‘Shine a light on the human condition’
Here’s how a popular college class gets students out of the (virtual) classroom and into the world as social documentarians.
When Mariama Fofana moved to Colorado in 2012 to escape civil war in the Ivory Coast, she immediately noticed a difference in how Americans interacted based on gender roles.
“In our culture, women are supposed to keep their eyes and voice down,” she said. “But that’s changing – and I want to be a part of the next generation that’s making it happen.”
Journalism is her pathway to that goal, said Fofana, who hopes to follow in the footsteps of her older sister who is an anchor on the Ivory Coast’s RTI 1 national television news broadcast.
First, she learned English. Then, she enrolled in a community college. Now, she’s a Metropolitan State University of Denver student enrolled in a social-documentary class that provides real-world journalism experience. This summer, Fofana is working with a team of student journalists pitching, developing and submitting four stories. Students’ work from the course will eventually be compiled into a coffee-table book following subsequent fall-semester sections.
The long-running MSU Denver class founded by internationally acclaimed photojournalism Professor Kenn Bisio typically brings students to locations such as Santa Fe, New Mexico, and San Francisco to work in teams and teach one another, said Steve Krizman, associate professor and public-relations faculty advisor co-teaching the summer course.
“The goal is to get students out of their comfort zones and into the field, where they talk to strangers and be the ‘butt-inski’ you need to be as a professional journalist,” he said.
A big part of that involves the types of media that contemporary journalism relies on. As part of her news team, Fofana is a photographer for stories on mental health during a pandemic and protests in the wake of the police killing of George Floyd and others; she’s also writing copy for pieces on socially distanced approaches to graduation and demonstrations at the GEO Group’s immigration detention facility in Aurora.
The immigration story hits especially close to home for Fofana, who detailed the 8 p.m. nightly vigils where demonstrators chant so those held inside can hear.
“Through my reporting, I came to find out a lot of detainees are asylum seekers and that it could just as easily have been me and my family,” she said. “So many people aren’t aware of things that don’t affect us, but sharing these stories helps us pay attention.
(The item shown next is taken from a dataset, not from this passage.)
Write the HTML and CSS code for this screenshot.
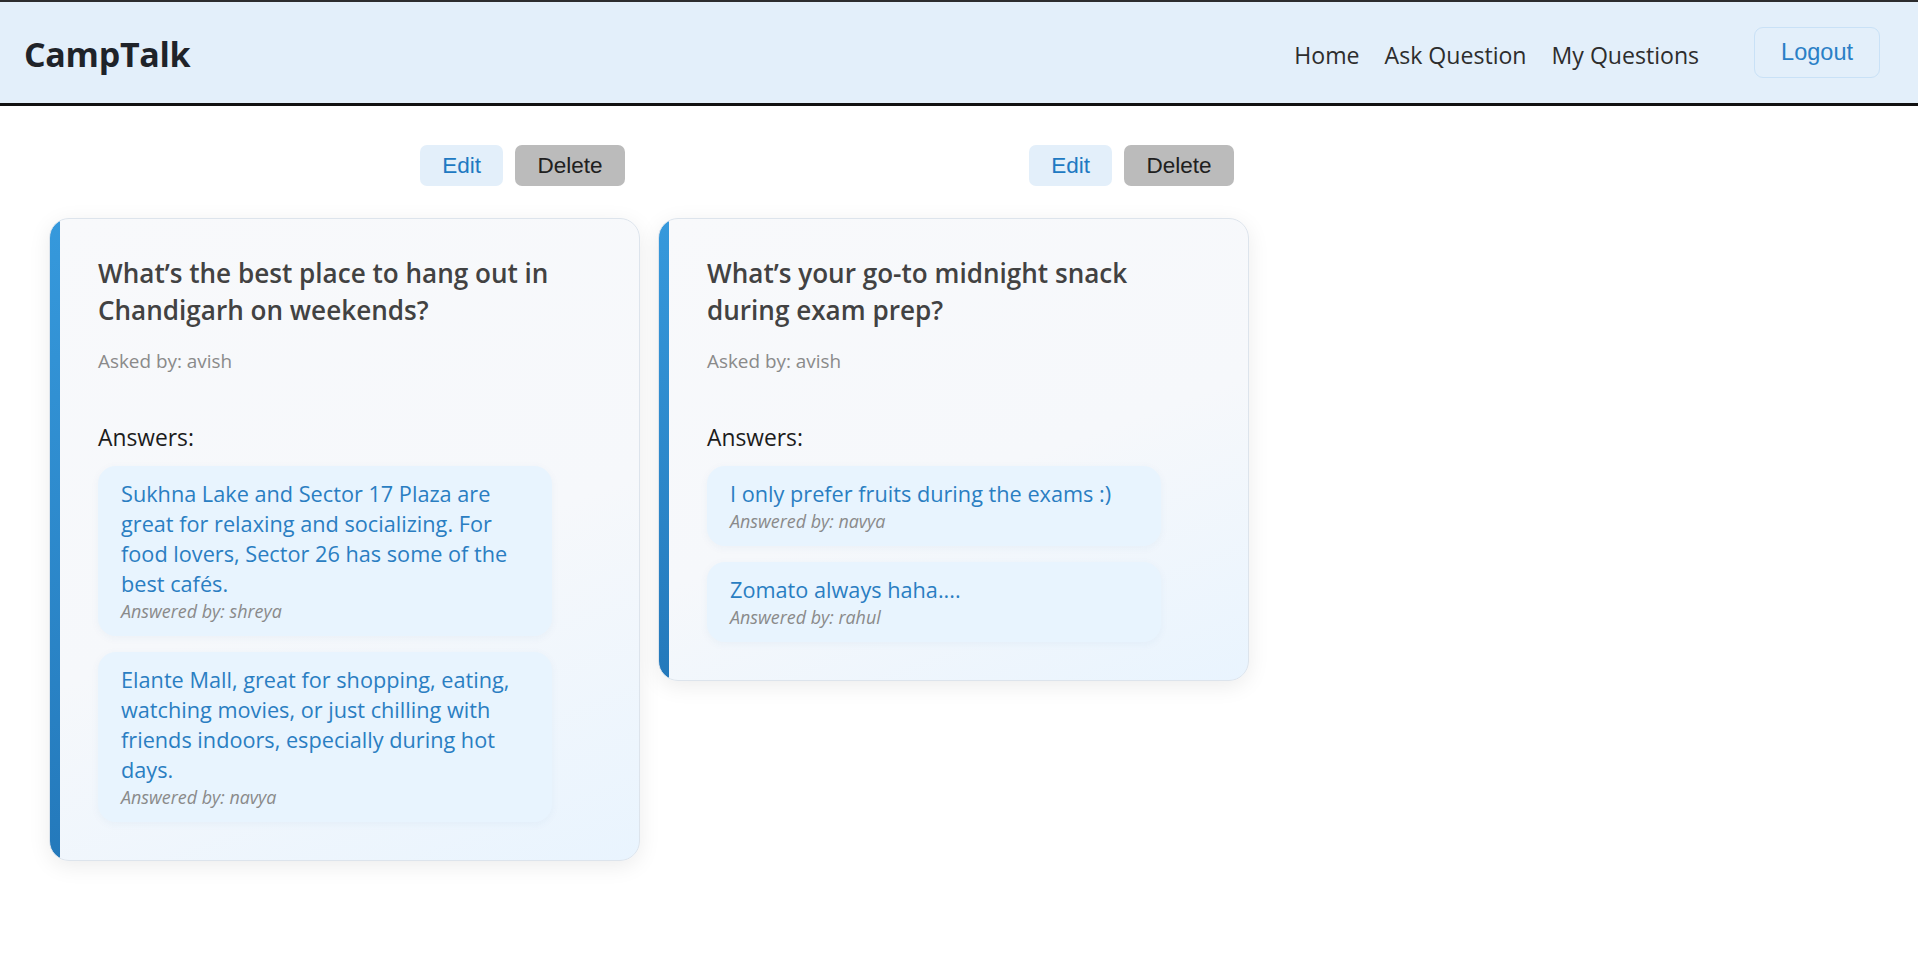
FILE: index.html
```html
<!DOCTYPE html>
<html lang="en">
<head>
<meta charset="utf-8">
<title>CampTalk - My Questions</title>
<link rel="stylesheet" href="styles.css">
</head>
<body>
<header class="topbar">
  <div class="logo">CampTalk</div>
  <nav class="nav">
    <a class="nav-link" href="#">Home</a>
    <a class="nav-link" href="#">Ask Question</a>
    <a class="nav-link" href="#">My Questions</a>
    <button class="logout" type="button">Logout</button>
  </nav>
</header>
<main class="main">
  <div class="grid">
    <section class="item">
      <div class="actions">
        <button class="btn btn-edit" type="button">Edit</button>
        <button class="btn btn-delete" type="button">Delete</button>
      </div>
      <article class="card">
        <h2 class="q-title">What’s the best place to hang out in Chandigarh on weekends?</h2>
        <p class="asked">Asked by: avish</p>
        <h3 class="answers-label">Answers:</h3>
        <div class="answer">
          <p class="answer-text">Sukhna Lake and Sector 17 Plaza are great for relaxing and socializing. For food lovers, Sector 26 has some of the best cafés.</p>
          <p class="answered-by">Answered by: shreya</p>
        </div>
        <div class="answer">
          <p class="answer-text">Elante Mall, great for shopping, eating, watching movies, or just chilling with friends indoors, especially during hot days.</p>
          <p class="answered-by">Answered by: navya</p>
        </div>
      </article>
    </section>
    <section class="item">
      <div class="actions">
        <button class="btn btn-edit" type="button">Edit</button>
        <button class="btn btn-delete" type="button">Delete</button>
      </div>
      <article class="card">
        <h2 class="q-title">What’s your go-to midnight snack during exam prep?</h2>
        <p class="asked">Asked by: avish</p>
        <h3 class="answers-label">Answers:</h3>
        <div class="answer">
          <p class="answer-text">I only prefer fruits during the exams :)</p>
          <p class="answered-by">Answered by: navya</p>
        </div>
        <div class="answer">
          <p class="answer-text">Zomato always haha....</p>
          <p class="answered-by">Answered by: rahul</p>
        </div>
      </article>
    </section>
  </div>
</main>
</body>
</html>
```
FILE: styles.css
```css
html::-webkit-scrollbar {
  width: 13px;
  background: #e8f4fe;
}
html::-webkit-scrollbar-thumb {
  background: #c2c2c6;
  border-radius: 7px;
}

body {
  margin: 0;
  font-family: "Open Sans", "Noto Sans", sans-serif;
  background: #ffffff;
  color: #222;
}

.topbar {
  box-sizing: border-box;
  height: 106px;
  display: flex;
  align-items: center;
  justify-content: space-between;
  padding: 0 38px 0 24px;
  background: #e3effa;
  border-top: 2px solid #2c2c2e;
  border-bottom: 3px solid #111111;
}

.logo {
  font-size: 34px;
  font-weight: 700;
  color: #1f2329;
  letter-spacing: -0.3px;
  margin-top: 2px;
}

.nav {
  display: flex;
  align-items: center;
  gap: 25px;
}

.nav-link {
  font-size: 23.1px;
  color: #2d2d2d;
  text-decoration: none;
  margin-top: 4px;
}

.logout {
  margin-left: 30px;
  height: 51px;
  padding: 0 26px;
  font-family: "Liberation Sans", Arial, sans-serif;
  font-size: 23.5px;
  color: #2a7fc6;
  background: #e3effa;
  border: 1px solid #c9e1f6;
  border-radius: 9px;
}

.main {
  box-sizing: border-box;
  min-height: 100vh;
  padding: 39px 0 0 49px;
}

.grid {
  display: grid;
  grid-template-columns: repeat(3, 591px);
  column-gap: 18px;
  align-items: start;
}

.item {
  display: flex;
  flex-direction: column;
}

.actions {
  display: flex;
  justify-content: flex-end;
  gap: 12px;
  padding-right: 15px;
  margin-bottom: 32px;
}

.btn {
  height: 41px;
  padding: 0 22.5px;
  font-family: "Liberation Sans", Arial, sans-serif;
  font-size: 22.5px;
  border: none;
  border-radius: 7px;
}

.btn-edit {
  background: #e3effa;
  color: #2079c2;
  padding: 0 22px;
}

.btn-delete {
  background: #bbbbbb;
  color: #202020;
}

.card {
  border: 1px solid #dde4ec;
  border-radius: 20px;
  padding: 36px 46px 38px 48px;
  background:
    linear-gradient(to bottom, #3699dc, #2479bb) left top / 10px 100% no-repeat,
    linear-gradient(160deg, #f8f9fb 0%, #f6f8fb 55%, #e9f4fe 100%);
  box-shadow: 0 5px 22px rgba(0, 0, 0, 0.08);
}

.q-title {
  margin: 0;
  font-size: 26.1px;
  font-weight: 600;
  line-height: 37px;
  color: #424242;
}

.asked {
  margin: 19px 0 0;
  font-size: 18.9px;
  line-height: 27px;
  color: #8a8a8a;
}

.answers-label {
  margin: 48px 0 0;
  font-size: 22.8px;
  font-weight: 400;
  line-height: 30px;
  color: #1c1c1c;
}

.answer {
  box-sizing: border-box;
  width: 454px;
  margin-top: 13px;
  padding: 13px 20px 13px 23px;
  background: #e8f4fe;
  border-radius: 18px;
  box-shadow: 0 2px 8px rgba(40, 100, 160, 0.05);
}

.answer + .answer {
  margin-top: 16px;
}

.answer-text {
  margin: 0;
  font-size: 21.7px;
  line-height: 30px;
  color: #2a7ec2;
}

.answered-by {
  margin: 0;
  font-size: 17.9px;
  font-style: italic;
  line-height: 24px;
  color: #8a8a8a;
}
```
I live 10 minutes away and didn’t even know about this until now.”
Krizman noted that the social element of the class has been key in making the transition to continue the work in a post-COVID-19 landscape.
“Students are digging deep and looking in-depth at issues that are of the moment and from a point of view that much of the population might otherwise miss,” he said. “This pandemic has given us the opportunity to focus on stories that shine a light on the human condition.”
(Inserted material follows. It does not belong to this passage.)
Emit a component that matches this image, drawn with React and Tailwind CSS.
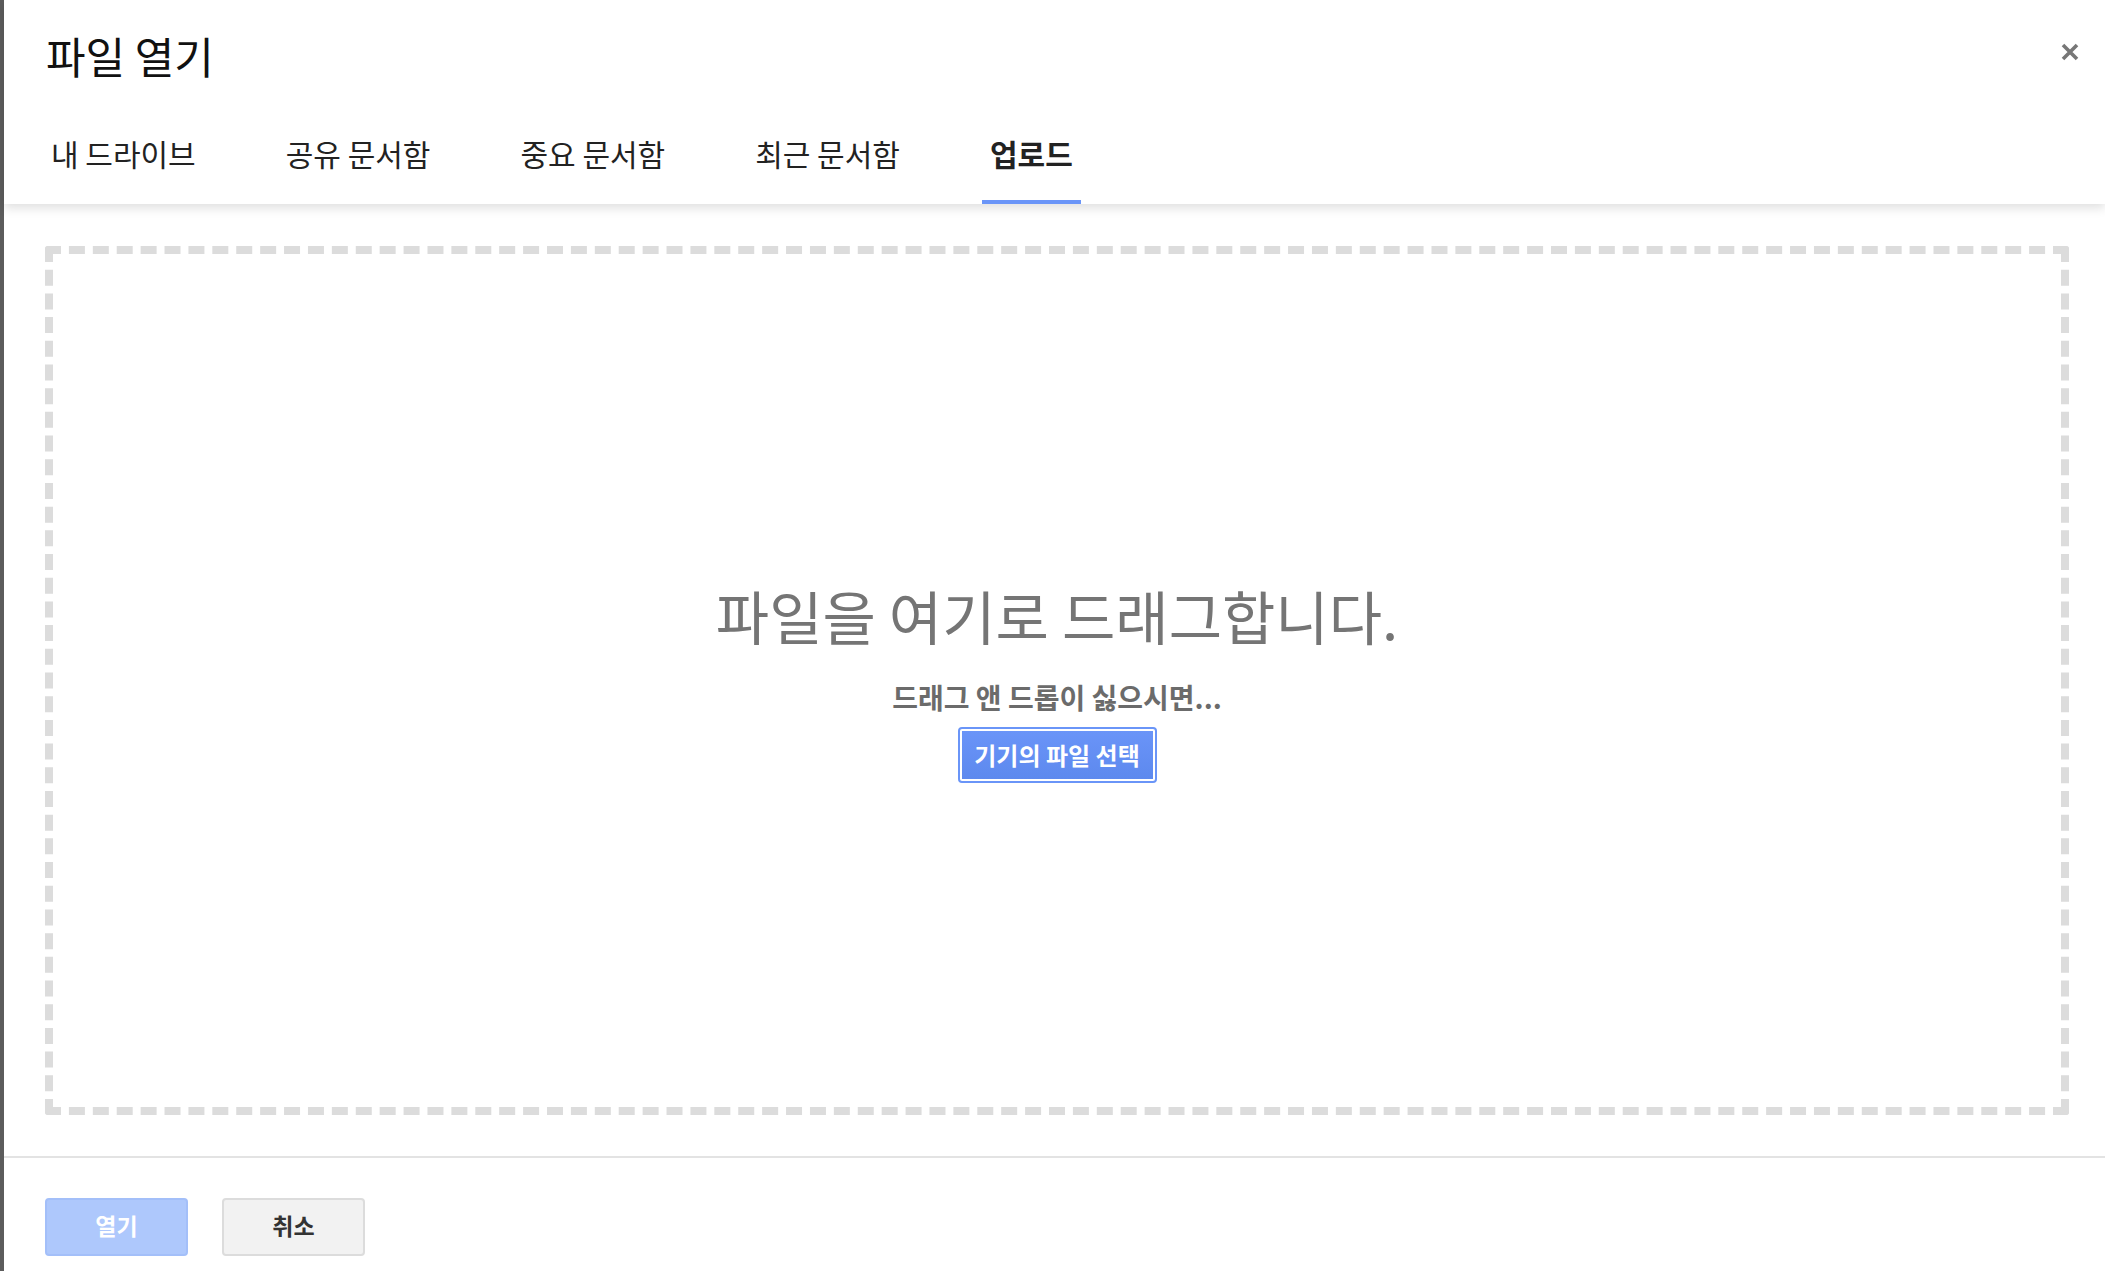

And the multimedia approach to contemporary journalism has helped Fofana strengthen her voice and resolve to be part of a generational change.
“It’s really helped me get out of my comfort zone in a good way,” she said. “For the longest time, writing was my escape; it was all I had. Now, I’m learning how to incorporate elements like photography to help share people’s voices.”
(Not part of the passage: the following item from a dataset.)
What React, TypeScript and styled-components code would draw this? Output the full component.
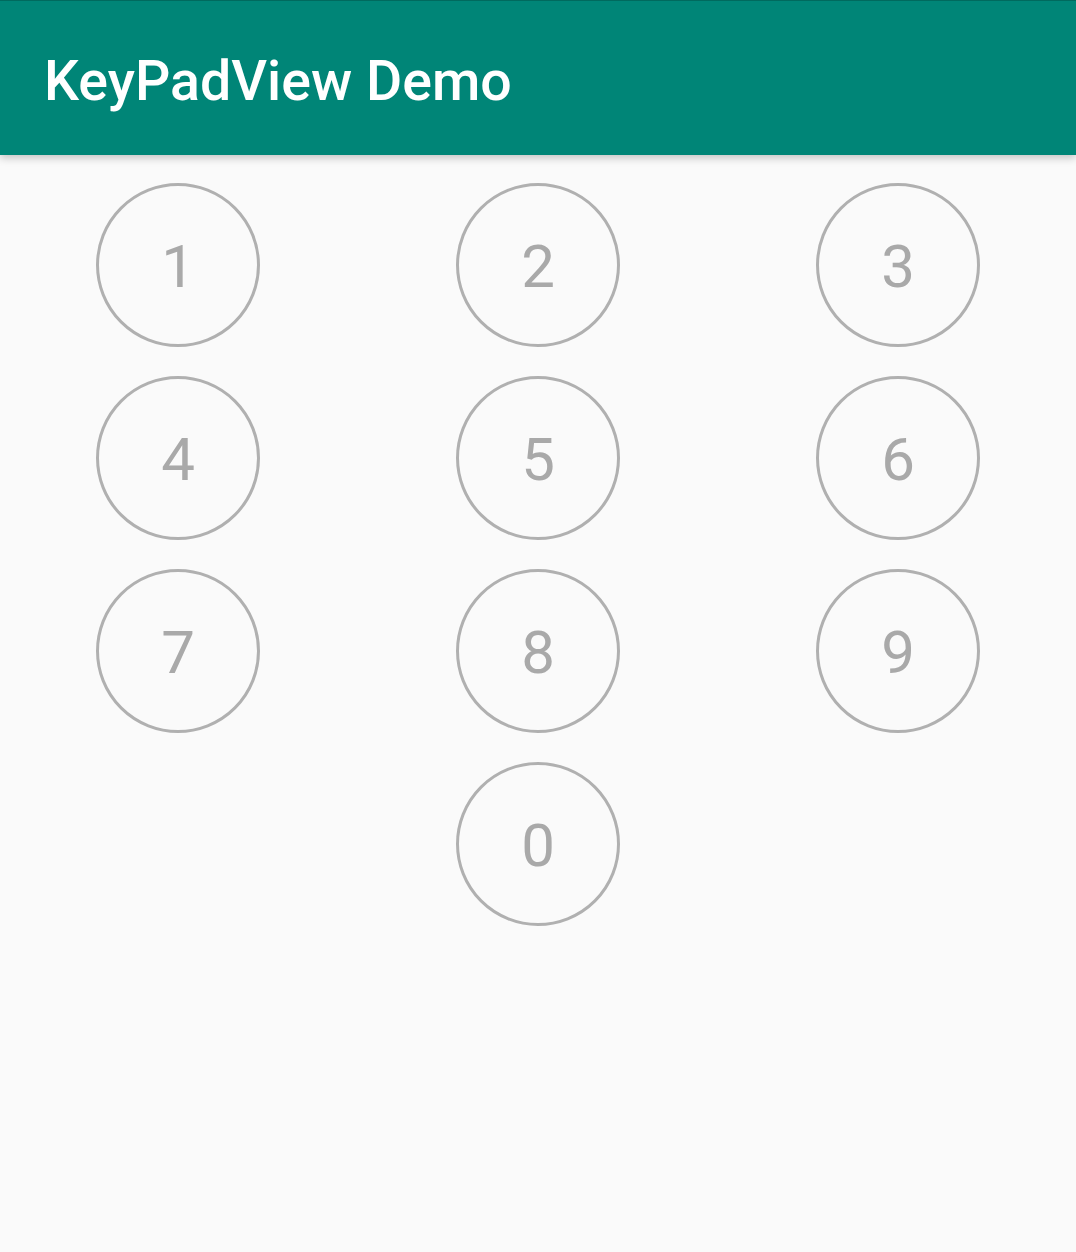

Rachel Lorenz sees the social-doc class as a catalyst for career change. An engineer by trade, the journalism major became interested in amplifying community-based stories, leading her to enroll in the summer course.
“The sharing of voices and experiences is so important,” she said. “Especially at the local level, it can have a real impact of connecting people with issues that matter and ways they can effect change.”
One example of localizing a national conversation is her forthcoming story about Colorado’s vote-by-mail system, which began mailing ballots to every registered voter for most elections after the passage of 2013’s Voter Access and Modernized Elections Act. In the course of reporting, Lorenz talked to county clerks from across the state to examine logistical considerations, security, anonymity and even whether someone is checking those signatures on the outside of a submitted ballot.
In addition to this substantial topic, she’s balancing others on COVID-19 impacts within local Native American communities, how lockdown affects domestic violence and the pandemic’s impact on the summer tourist season in Grand Lake. The resulting stories can serve as more than a graded assignment, too.
“One of the biggest takeaways students get from the class is producing publishable material,” Krizman said. “We’ve had stories placed in Met Media, Westword, weeklies in New Mexico and more. Those are clips, and they’re super-important in building a working portfolio.”
Though it can be a tough juggling act for new journalists, it mirrors the functional expectations of modern newsrooms – and one the class dove into on Day One.
“This wasn’t a ‘cover the syllabus and get to know each other’ first class,” Lorenz said. “We were already brainstorming pitches and started working through angles and assignments right from the beginning.”
And with the shortened summer term, it’s also helped her gain experience with another journalistic inevitability: deadlines.
“Having a finite amount of time to produce a story definitely makes you focus on a tangible outcome, even if the temptation is to keep digging or working on it,” Lorenz said.